Targeted Cancer Therapy
Recent technological advancements in the fields of genomics, genetics, molecular biology and computer based data-mining and knowledge discovery have enabled more specific therapeutics for cancer. Targeted cancer therapies are drugs that interfere with the growth, multiplication and spread of cancer cells by blocking the functions of specific protein molecules, called “Molecular Targets”. These proteins have specific roles in cellular functions and growth. Some of these proteins may be more abundant and functional only in cancer cells and not in normal cells. Some other proteins are also present and carefully regulated in normal cells, but they undergo alteration by structural and functional changes (i.e. mutations), that drive them to be over-activated or uncontrolled.
Drugs that specifically interfere with the function of a Molecular Target that is solely functional in cancer cells or that block the function of altered Molecular Target (i.e. mutated protein) belong to the family of Targeted Therapies or Targeted Drugs.
These drugs are different from standard chemotherapies, as the latter act to kill cells that are rapidly dividing and can therefore kill both cancer and normal cells (i.e. they are often called cytotoxic). Targeted therapies, on the other hand, are more selective and specific for cancer cells and often block tumor cell proliferation or spreading. They are also often called “Precision Medicines” or “Personalized medicines”, as the treatment is more precise for cancer cells and can also be tailored to the patient , by the identification of its individual “modified” Molecular Target Protein.
This concept was initiated by examination of tumor samples of breast cancer patients to investigate the presence of specific markers such as HER2/neu. In parallel, new molecular testing methods have enabled an extension of this approach to include testing that better define the prognosis in these patients and to suggest treatment options that are most likely to succeed.
The drug Herceptin® (Trastuzumab) was therefore specifically implicated in the breast cancer patient populations that have demonstrated over-expression of the HER2/neu receptor. Other patient population, lacking this receptor, is no longer eligible for treatment with this drug, as they are not expected to benefit from this treatment.
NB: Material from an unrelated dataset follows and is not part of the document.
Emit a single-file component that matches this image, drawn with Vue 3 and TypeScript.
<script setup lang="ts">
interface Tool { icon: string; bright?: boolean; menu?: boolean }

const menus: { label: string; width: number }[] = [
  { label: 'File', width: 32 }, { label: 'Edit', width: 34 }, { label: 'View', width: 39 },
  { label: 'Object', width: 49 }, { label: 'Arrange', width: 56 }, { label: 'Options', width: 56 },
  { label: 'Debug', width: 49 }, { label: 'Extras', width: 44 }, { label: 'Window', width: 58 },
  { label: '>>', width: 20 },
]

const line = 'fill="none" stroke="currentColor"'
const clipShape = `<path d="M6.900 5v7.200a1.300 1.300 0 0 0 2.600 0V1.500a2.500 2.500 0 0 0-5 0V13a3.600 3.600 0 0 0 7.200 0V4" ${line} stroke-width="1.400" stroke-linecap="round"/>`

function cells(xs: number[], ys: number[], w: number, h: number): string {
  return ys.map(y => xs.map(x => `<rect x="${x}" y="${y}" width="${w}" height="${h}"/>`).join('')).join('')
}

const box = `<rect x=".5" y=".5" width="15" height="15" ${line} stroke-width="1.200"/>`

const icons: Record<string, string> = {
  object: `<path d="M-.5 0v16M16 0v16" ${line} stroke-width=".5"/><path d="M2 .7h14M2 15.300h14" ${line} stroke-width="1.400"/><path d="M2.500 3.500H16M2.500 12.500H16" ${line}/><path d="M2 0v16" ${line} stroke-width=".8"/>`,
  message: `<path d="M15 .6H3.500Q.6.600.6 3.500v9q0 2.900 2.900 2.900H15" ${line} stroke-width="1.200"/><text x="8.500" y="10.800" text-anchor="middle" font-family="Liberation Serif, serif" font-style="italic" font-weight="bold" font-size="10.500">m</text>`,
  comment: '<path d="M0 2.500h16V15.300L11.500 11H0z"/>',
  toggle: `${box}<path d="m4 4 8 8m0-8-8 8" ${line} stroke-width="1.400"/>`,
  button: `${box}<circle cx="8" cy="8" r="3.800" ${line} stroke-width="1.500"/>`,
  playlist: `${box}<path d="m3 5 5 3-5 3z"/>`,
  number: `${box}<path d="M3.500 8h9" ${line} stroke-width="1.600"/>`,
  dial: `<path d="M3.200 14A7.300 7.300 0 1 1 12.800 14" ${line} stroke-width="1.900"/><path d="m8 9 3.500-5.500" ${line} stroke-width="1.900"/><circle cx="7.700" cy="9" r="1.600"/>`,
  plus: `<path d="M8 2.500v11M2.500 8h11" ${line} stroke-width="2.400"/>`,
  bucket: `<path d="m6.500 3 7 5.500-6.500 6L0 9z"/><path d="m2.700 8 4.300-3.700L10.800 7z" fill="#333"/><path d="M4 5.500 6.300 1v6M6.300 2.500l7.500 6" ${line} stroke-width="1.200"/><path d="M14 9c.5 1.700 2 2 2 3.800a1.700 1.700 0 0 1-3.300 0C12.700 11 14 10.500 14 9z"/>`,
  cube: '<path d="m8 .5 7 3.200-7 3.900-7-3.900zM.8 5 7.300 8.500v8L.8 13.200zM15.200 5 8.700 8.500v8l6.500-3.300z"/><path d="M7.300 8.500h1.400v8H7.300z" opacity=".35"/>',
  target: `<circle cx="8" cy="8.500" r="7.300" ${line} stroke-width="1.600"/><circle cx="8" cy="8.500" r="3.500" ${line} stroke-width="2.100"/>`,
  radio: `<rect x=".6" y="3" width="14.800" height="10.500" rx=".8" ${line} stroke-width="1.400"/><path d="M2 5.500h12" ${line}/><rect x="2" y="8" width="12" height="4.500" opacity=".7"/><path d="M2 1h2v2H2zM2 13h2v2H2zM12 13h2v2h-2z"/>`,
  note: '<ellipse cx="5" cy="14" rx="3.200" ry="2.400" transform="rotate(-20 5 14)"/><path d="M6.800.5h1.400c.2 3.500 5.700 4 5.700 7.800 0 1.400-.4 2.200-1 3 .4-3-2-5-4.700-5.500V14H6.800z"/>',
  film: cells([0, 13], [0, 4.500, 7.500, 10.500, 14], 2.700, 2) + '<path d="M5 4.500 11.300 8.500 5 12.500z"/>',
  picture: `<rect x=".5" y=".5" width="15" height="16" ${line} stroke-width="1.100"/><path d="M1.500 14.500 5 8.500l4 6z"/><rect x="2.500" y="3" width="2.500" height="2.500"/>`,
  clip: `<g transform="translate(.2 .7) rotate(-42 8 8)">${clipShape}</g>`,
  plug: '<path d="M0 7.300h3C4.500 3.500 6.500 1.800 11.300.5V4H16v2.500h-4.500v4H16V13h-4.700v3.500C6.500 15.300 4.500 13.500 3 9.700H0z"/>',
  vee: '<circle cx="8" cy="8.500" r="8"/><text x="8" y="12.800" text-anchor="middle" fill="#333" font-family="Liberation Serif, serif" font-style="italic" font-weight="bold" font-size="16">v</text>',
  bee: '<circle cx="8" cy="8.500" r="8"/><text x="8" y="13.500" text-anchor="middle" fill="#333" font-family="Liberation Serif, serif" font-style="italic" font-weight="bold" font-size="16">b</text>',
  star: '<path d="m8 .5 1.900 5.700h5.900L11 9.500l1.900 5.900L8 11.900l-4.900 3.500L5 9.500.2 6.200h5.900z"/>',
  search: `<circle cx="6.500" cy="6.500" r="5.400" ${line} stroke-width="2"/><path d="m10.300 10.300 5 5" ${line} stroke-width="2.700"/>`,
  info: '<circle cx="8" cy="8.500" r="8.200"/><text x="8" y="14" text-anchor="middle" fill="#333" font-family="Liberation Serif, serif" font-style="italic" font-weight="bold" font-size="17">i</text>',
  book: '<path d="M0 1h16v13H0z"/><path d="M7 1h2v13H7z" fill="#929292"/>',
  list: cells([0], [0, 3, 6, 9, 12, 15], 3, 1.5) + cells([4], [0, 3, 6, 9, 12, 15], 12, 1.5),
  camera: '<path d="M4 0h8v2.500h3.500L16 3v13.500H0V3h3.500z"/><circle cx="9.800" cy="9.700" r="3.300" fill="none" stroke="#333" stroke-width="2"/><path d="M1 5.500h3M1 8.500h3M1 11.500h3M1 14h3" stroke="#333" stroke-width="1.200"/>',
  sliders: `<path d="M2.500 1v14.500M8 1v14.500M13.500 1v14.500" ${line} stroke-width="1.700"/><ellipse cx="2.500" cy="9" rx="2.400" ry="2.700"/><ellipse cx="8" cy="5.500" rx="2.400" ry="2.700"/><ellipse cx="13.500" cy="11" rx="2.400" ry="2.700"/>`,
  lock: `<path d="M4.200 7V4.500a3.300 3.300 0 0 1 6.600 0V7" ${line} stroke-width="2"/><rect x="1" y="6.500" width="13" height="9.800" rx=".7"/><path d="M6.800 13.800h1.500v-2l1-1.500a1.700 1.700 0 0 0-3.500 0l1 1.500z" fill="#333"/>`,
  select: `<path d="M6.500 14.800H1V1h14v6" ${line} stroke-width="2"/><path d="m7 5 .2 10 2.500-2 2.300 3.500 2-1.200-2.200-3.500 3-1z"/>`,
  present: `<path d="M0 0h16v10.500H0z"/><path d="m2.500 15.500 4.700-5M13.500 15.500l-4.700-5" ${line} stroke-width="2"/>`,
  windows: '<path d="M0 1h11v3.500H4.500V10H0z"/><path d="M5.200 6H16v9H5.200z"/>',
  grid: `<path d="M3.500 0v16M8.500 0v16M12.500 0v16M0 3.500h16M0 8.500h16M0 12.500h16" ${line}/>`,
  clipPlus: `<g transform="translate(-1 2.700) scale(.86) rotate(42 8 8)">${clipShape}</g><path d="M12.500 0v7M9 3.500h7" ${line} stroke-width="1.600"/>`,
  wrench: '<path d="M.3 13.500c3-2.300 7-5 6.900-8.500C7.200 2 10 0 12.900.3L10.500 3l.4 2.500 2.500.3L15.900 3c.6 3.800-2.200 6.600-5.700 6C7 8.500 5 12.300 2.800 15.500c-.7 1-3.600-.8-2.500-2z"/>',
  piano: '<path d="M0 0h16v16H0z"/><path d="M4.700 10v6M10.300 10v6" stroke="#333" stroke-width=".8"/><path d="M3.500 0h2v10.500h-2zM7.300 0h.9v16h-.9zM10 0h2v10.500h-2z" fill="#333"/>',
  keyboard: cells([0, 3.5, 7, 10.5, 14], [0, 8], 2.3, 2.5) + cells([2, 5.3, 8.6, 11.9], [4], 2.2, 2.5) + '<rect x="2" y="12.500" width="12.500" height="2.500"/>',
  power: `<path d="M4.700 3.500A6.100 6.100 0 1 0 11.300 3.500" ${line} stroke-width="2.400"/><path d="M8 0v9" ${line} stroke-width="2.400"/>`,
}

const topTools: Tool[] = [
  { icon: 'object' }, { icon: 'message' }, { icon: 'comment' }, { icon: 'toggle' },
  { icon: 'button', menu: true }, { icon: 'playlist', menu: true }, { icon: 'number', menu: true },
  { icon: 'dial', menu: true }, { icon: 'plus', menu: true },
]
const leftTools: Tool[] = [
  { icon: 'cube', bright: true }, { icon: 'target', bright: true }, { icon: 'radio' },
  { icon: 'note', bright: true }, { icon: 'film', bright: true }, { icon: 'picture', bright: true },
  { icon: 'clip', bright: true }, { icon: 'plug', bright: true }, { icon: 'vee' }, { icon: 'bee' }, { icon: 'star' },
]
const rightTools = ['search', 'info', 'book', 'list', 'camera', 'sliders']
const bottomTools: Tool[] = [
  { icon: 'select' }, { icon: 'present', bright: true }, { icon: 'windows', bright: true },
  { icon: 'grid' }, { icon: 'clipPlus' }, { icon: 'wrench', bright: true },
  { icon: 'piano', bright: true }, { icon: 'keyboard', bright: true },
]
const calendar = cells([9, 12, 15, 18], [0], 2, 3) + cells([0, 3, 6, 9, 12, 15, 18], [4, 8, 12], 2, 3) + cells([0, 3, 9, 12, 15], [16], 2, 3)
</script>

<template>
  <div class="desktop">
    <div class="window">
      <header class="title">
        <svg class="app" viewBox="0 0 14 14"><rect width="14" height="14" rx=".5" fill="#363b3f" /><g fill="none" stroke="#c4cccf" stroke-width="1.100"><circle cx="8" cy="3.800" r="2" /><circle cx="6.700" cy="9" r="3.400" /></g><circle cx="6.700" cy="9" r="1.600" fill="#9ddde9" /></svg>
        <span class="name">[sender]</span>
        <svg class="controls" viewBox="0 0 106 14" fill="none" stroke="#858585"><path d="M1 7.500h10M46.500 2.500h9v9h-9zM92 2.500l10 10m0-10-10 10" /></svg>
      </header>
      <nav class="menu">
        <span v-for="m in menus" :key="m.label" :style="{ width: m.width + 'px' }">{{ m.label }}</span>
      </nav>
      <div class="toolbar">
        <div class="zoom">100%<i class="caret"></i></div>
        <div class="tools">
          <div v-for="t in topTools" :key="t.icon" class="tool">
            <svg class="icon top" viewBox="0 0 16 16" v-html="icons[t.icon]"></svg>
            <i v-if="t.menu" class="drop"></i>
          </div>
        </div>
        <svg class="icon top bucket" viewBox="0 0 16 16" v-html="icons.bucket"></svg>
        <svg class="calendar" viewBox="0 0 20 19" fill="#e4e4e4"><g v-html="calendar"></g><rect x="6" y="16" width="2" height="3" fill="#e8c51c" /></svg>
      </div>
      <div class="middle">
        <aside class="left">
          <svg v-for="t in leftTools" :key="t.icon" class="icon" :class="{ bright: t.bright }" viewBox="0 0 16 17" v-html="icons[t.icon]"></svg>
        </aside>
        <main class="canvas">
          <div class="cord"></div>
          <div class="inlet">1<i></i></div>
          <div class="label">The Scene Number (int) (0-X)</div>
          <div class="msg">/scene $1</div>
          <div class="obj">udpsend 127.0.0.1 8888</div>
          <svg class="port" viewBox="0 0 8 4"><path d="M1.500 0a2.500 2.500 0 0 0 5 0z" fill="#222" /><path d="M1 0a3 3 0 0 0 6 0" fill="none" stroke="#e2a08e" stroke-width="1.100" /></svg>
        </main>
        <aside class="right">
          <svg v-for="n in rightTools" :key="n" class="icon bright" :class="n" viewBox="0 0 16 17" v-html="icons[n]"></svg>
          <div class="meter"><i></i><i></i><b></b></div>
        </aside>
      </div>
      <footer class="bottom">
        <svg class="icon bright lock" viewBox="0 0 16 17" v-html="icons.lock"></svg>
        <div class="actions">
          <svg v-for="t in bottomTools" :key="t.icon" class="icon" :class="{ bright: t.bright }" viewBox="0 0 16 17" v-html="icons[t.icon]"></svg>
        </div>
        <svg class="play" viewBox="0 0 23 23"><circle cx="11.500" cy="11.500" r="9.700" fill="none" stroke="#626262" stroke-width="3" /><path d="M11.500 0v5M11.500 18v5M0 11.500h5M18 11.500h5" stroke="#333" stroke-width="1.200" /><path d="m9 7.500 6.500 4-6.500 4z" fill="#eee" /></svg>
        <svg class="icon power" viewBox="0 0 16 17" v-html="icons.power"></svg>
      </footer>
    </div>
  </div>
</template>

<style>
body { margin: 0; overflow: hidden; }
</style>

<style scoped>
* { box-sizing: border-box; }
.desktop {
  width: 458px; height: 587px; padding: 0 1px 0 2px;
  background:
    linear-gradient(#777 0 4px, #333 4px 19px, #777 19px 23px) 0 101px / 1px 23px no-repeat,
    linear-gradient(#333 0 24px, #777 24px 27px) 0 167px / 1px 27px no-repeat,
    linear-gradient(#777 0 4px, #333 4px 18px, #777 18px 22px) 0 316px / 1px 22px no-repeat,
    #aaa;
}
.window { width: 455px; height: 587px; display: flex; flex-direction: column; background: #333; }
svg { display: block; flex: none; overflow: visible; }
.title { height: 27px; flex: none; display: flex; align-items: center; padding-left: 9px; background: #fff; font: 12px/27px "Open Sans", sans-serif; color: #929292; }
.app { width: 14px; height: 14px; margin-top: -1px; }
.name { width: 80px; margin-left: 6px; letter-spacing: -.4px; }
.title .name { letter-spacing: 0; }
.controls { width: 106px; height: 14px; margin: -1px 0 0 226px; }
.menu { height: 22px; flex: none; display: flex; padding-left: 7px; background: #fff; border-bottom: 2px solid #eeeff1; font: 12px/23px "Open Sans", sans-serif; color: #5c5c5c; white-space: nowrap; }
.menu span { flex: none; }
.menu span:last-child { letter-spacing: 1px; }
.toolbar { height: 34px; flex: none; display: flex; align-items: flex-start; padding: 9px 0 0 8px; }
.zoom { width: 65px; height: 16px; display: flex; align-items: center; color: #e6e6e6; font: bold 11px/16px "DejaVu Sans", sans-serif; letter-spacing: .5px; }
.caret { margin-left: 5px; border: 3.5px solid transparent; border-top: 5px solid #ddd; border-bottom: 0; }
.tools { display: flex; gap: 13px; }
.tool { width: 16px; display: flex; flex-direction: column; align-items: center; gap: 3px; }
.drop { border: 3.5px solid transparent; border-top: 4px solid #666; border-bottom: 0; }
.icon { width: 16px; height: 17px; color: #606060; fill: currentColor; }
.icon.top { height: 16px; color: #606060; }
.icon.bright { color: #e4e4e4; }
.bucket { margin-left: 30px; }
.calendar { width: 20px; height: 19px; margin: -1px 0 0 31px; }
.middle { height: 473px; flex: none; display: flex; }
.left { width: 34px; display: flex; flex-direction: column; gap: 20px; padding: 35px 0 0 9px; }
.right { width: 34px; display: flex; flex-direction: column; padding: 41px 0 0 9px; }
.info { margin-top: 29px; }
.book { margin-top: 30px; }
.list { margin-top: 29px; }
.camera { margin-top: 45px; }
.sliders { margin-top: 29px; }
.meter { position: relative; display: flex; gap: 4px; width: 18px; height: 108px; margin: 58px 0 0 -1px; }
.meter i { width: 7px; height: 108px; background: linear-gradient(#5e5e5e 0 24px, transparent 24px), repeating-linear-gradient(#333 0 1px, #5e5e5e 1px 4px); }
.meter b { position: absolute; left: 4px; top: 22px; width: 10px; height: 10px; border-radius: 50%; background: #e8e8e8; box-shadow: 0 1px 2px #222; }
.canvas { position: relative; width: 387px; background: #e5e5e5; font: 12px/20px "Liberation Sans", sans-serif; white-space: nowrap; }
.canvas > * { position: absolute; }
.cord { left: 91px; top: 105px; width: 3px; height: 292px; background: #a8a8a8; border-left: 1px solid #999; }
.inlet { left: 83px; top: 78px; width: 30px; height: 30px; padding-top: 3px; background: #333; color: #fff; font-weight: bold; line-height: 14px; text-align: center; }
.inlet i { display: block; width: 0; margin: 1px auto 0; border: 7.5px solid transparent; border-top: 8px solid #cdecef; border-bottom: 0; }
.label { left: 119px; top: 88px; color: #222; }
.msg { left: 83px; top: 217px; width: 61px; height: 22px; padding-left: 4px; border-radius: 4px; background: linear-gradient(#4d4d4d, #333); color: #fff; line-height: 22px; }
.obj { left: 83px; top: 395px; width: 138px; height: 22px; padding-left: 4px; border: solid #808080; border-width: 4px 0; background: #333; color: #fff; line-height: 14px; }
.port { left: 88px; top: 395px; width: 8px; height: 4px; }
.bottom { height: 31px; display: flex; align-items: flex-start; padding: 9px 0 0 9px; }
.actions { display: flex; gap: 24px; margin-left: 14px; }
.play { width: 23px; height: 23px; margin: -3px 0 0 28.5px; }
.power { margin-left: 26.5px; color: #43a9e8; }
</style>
More recently, specific drugs aimed at receptors with demonstrated mutations, associated with cancer cells, were developed. An example of such a drug is Zelboraf® (Vemurafenib). This drug, which was approved by the FDA for late stage melanoma in 2011 and by the European commission in 2012, is specifically effective in patients that have a specific mutation in the enzyme B-RAF. Similarly, targeted therapeutics has been developed that effectively inhibit known genetic drivers of NSCLC such as EGFR and anaplastic lymphoma kinase (ALK).
However, most patients develop resistance to their prescribed inhibitor within a short period, making the drug no longer effective. Inhibitor resistance is driven by mutations in either the primary oncogenic gene or a separate gene in a secondary pool of cancer cells. Identification of the genetic driver of a patient’s inhibitor resistance can help a physician choose the appropriate ongoing treatment for the patient, which could include a next-generation inhibitor or other therapy that targets a separate oncogenic driver.
Zelboraf and similar drugs were found to be effective for a period, but subsequently, a large proportion of the patients develop specific mutations that hinder the further activity of the drugs. One such example are drugs acting on Epidermal growth factor receptor (EGFR) as therapeutic target, where breakthrough drugs as Gleevec, for example, has spurred the development of other molecularly targeted anti-cancer drugs with similar modes of action. Patients with primary mutations in the EGFR gene have dramatic response initially, but would eventually develop resistance to this and similar drugs. It was found that a secondary mutation in the EGFR gene (T790M mutation) is the main resistance mechanisms involved, affecting more than 60% of the treated patients. Similar treatment-emergent mutations that are associated with drug resistance are now commonly reported for many targeted cancer therapies on a variety of well established therapeutic targets.